Announcement summary
(TSX:RIO; OTCQX:RIOFF; BVL:RIO) Rio2 Limited announced it has finalized an updated National Instrument 43-101 Technical Report for its recently acquired Condestable copper mine, located in the Department of Lima, Peru. The company completed the acquisition of a 99.1% interest in Condestable from Southern Peaks Mining L.P. on January 30, 2026. The updated report confirms a 14-year life of mine through 2039, with forecasted average annual production of approximately 18,000 tonnes of contained copper in concentrate, 12,900 oz of gold, and 304,800 oz of silver per year at a throughput rate of 8,400 tonnes per day. Total Measured & Indicated Mineral Resources are 82.1 million tonnes grading 0.69% Cu, 0.13 g/t Au, and 4.12 g/t Ag, containing 565,000 tonnes of copper, 355,000 ounces of gold, and 10.87 million ounces of silver.
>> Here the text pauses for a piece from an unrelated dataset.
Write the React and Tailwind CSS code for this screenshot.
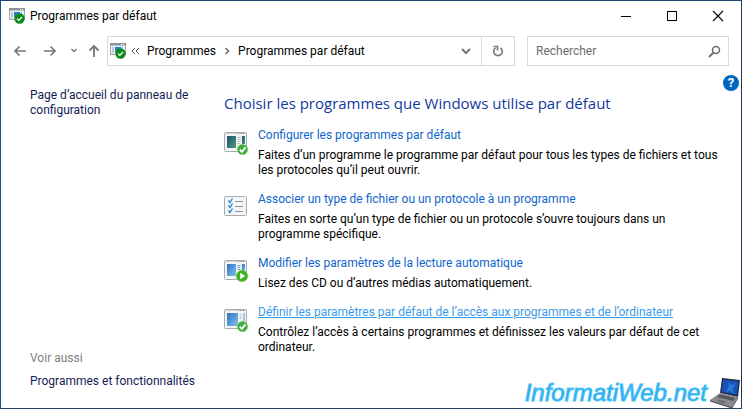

Proven & Probable Reserves total 36.5 million tonnes grading 0.73% Cu, 0.15 g/t Au, and 4.28 g/t Ag, with 267,450 tonnes of copper, 176,890 ounces of gold, and 5.02 million ounces of silver. After-tax net present value at an 8% discount rate is US$710 million, with total LOM undiscounted after-tax free cash flow projected at US$1,147 million. The company expects to receive approval for the modification of the mine EIA during Q3, 2026, which will permit an increase in production from 8,400 tonnes per day to 10,000 tonnes per day, and will continue to assess opportunities to expand production further.